RECORD LIST:
▶

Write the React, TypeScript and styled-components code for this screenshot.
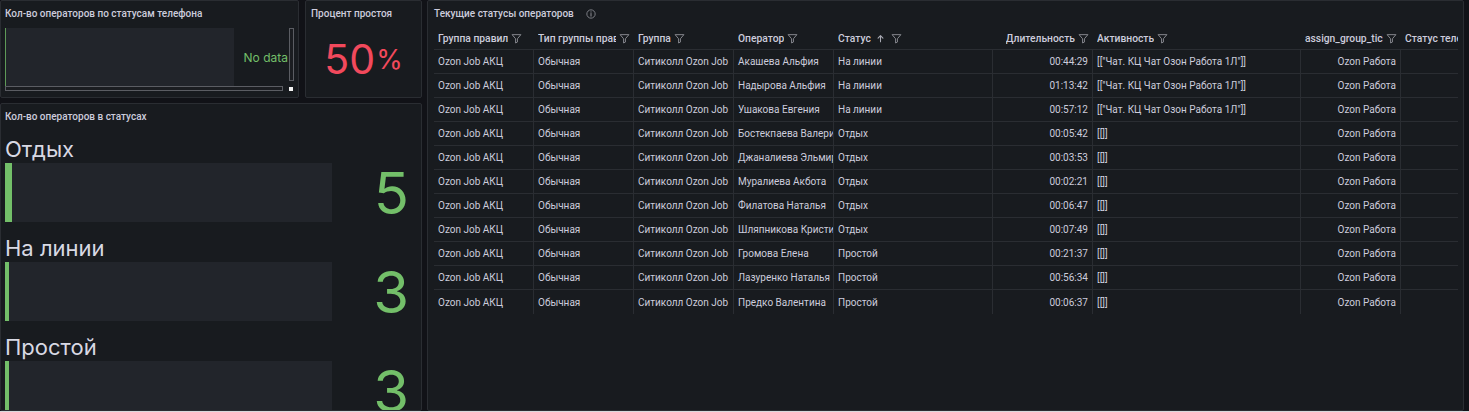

◀
▶

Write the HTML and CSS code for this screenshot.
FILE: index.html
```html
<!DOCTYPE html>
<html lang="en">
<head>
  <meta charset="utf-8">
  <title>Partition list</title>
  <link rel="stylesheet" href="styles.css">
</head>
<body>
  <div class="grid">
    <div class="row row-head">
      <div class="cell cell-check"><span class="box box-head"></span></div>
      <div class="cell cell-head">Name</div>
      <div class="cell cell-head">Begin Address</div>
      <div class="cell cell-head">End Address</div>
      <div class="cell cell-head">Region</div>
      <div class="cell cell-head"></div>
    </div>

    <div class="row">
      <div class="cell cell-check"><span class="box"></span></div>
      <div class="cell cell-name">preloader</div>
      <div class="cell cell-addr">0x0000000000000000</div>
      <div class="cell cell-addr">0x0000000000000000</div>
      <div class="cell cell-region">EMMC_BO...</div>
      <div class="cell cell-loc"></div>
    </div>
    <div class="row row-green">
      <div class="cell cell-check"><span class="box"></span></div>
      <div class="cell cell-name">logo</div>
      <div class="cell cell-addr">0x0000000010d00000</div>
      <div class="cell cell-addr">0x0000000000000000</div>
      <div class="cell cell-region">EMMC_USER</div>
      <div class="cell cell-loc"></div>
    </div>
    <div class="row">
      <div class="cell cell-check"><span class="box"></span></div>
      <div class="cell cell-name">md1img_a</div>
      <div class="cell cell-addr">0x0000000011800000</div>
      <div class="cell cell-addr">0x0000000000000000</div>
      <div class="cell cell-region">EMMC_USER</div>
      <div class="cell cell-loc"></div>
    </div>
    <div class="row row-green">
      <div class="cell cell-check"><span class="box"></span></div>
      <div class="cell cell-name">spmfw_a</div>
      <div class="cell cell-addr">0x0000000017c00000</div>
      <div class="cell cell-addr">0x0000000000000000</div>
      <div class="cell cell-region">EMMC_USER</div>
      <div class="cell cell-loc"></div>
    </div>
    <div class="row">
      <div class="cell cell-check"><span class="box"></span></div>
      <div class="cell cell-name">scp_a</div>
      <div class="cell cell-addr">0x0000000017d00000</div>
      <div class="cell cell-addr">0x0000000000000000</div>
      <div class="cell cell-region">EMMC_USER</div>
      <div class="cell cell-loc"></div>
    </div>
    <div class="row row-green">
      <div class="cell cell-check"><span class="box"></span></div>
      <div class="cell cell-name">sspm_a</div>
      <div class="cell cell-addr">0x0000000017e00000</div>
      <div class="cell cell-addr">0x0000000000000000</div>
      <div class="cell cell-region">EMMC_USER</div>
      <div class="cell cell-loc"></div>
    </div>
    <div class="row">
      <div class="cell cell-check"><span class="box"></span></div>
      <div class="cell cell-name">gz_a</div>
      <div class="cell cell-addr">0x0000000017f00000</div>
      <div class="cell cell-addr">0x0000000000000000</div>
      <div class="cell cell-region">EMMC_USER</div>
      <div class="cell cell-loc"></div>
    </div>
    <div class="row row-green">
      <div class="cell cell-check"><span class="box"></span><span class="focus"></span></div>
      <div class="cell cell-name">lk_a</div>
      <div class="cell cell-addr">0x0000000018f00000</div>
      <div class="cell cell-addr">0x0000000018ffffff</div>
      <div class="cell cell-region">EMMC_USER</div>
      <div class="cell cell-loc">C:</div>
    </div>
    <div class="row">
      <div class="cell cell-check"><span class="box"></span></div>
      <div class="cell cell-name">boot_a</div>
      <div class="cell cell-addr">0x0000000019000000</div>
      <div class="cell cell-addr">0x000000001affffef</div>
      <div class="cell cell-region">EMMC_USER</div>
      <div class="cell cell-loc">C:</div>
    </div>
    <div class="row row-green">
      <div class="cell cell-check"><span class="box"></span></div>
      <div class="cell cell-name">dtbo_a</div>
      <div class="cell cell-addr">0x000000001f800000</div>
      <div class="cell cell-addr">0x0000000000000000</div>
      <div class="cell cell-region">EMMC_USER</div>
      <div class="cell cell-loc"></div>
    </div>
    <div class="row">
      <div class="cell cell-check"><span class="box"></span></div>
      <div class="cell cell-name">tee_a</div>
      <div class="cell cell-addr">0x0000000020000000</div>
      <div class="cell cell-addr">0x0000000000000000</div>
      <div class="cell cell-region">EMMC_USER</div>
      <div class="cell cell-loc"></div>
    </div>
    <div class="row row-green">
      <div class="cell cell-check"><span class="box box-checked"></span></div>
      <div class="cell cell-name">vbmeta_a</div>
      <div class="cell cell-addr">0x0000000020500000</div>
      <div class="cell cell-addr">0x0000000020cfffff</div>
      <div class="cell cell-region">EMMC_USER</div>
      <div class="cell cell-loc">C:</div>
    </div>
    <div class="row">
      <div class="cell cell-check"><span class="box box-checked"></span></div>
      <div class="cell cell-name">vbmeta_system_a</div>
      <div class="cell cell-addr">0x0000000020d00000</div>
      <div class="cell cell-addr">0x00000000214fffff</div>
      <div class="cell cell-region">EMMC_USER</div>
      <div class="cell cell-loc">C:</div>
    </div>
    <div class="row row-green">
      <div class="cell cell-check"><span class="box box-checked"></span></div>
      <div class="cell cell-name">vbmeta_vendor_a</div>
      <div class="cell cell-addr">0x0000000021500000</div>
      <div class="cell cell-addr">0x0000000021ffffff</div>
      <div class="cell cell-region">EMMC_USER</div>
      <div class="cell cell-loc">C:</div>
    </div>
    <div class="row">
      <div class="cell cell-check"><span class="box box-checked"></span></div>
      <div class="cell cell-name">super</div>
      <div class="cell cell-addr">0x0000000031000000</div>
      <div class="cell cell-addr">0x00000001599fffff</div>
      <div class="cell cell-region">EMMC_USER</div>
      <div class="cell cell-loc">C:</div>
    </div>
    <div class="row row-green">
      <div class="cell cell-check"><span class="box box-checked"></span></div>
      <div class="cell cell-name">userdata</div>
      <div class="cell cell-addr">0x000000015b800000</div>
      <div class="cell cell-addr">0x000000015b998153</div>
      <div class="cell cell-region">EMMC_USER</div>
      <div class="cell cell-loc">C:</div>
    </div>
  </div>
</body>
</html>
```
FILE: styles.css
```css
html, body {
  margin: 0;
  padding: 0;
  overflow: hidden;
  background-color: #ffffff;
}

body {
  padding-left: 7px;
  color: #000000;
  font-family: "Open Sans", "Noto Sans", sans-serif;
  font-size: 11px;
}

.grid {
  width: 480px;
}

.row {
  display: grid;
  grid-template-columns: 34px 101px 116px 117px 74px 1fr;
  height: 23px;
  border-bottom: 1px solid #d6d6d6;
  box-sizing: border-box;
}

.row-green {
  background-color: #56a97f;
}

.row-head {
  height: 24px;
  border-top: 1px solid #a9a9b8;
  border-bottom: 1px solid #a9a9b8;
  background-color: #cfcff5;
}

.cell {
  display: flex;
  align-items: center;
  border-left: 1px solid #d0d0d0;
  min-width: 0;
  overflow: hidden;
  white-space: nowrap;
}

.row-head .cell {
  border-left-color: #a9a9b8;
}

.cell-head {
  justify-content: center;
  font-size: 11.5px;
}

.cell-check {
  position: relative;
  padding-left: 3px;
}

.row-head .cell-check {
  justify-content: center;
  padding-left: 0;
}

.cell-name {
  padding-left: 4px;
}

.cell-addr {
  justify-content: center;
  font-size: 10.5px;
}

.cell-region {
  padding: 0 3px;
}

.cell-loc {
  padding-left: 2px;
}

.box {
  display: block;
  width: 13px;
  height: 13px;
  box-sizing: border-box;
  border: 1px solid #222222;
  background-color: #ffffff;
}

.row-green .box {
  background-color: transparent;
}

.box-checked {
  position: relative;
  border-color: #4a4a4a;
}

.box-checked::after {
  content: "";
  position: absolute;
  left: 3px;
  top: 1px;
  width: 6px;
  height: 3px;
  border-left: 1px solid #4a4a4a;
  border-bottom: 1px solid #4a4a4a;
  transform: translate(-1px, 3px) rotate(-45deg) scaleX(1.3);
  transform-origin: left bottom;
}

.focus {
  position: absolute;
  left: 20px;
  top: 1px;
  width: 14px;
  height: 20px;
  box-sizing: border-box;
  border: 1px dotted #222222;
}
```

◀
▶

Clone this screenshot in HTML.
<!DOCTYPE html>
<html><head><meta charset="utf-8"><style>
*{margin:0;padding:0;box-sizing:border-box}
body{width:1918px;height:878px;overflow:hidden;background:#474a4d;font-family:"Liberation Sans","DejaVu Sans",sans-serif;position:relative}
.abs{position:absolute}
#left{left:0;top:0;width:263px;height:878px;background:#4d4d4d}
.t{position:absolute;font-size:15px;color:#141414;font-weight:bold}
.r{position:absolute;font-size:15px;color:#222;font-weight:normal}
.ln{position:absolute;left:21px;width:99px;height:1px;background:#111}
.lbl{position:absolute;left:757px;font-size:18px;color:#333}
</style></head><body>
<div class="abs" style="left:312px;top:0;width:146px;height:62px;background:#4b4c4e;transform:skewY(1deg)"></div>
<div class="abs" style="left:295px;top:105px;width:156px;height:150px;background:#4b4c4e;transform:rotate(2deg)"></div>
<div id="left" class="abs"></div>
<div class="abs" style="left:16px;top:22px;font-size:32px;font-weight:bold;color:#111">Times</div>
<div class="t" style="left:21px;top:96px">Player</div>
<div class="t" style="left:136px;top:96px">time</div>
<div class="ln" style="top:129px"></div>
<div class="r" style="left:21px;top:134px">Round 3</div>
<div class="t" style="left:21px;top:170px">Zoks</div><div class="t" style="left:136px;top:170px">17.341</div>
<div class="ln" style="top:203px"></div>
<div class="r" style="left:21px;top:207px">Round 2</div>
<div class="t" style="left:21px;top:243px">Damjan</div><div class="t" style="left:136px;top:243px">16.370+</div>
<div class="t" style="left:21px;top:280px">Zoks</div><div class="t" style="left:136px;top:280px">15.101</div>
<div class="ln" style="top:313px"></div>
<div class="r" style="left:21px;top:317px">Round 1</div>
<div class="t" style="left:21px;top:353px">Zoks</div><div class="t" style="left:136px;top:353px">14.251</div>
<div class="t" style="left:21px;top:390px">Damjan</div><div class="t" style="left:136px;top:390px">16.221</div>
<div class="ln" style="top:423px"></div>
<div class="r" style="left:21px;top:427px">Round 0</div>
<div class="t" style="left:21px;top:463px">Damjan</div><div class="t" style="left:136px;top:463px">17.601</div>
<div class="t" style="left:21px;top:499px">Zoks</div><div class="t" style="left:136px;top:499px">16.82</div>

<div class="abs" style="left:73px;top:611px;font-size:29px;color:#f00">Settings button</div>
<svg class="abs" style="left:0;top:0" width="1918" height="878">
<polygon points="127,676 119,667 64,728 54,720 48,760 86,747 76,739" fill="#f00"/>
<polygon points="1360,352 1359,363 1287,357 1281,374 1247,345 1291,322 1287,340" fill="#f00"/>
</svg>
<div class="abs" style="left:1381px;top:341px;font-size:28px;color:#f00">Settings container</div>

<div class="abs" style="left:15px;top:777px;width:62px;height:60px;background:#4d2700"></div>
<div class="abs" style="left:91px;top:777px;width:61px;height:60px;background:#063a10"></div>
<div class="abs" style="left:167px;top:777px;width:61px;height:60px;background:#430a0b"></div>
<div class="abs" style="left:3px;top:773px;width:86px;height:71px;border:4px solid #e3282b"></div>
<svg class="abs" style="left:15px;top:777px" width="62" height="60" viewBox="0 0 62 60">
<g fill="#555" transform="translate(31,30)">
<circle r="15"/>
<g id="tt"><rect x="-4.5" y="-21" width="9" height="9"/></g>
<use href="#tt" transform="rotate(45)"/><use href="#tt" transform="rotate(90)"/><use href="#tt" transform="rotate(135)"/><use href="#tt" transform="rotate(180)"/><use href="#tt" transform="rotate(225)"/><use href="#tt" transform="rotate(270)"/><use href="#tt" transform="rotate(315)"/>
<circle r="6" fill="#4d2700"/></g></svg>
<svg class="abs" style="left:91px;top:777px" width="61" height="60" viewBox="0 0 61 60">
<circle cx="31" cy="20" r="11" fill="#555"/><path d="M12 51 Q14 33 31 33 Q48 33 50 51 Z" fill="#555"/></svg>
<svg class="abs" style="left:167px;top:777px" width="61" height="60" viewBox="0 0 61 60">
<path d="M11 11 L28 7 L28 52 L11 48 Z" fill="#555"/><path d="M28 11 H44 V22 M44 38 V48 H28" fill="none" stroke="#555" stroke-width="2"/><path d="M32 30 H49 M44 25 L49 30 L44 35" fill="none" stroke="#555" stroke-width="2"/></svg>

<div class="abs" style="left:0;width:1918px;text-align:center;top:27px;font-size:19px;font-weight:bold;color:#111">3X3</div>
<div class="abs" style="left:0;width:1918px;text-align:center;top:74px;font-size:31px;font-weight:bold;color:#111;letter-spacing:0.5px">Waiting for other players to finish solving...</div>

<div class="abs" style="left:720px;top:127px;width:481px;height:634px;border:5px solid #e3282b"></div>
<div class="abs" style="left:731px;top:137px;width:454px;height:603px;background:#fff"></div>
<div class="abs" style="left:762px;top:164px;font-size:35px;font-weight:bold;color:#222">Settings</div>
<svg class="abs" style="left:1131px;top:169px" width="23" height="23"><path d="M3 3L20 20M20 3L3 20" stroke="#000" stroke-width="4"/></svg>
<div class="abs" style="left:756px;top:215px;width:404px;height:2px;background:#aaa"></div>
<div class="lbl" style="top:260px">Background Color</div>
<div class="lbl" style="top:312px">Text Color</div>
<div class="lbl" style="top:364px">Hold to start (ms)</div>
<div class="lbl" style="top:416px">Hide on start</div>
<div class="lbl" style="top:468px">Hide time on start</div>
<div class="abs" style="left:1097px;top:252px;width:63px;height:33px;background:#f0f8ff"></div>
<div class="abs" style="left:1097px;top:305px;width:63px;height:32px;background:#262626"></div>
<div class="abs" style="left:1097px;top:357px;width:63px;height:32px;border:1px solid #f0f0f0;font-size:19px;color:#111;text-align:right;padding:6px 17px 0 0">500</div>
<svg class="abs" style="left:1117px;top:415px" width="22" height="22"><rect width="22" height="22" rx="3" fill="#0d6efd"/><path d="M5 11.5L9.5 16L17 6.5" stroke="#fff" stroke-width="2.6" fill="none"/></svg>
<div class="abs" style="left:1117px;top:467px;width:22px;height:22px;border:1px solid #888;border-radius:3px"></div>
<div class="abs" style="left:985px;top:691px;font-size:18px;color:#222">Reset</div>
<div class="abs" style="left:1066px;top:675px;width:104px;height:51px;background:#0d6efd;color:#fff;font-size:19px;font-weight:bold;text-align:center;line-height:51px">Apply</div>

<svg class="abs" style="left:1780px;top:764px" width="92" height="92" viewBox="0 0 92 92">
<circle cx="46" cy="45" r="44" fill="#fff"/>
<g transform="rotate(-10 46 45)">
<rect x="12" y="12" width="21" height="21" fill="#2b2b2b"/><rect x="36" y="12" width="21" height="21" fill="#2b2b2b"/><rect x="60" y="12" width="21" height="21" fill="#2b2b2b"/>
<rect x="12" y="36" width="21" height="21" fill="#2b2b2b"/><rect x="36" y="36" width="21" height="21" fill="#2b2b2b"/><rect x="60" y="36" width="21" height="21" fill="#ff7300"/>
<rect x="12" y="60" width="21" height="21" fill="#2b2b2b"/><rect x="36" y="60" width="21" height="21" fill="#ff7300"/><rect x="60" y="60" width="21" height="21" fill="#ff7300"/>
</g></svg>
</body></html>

◀

WORK TO DO:
Nothing but a number is needed here: how many lines hold the string "Write"?

SOLUTION TO THIS PROBLEM:
2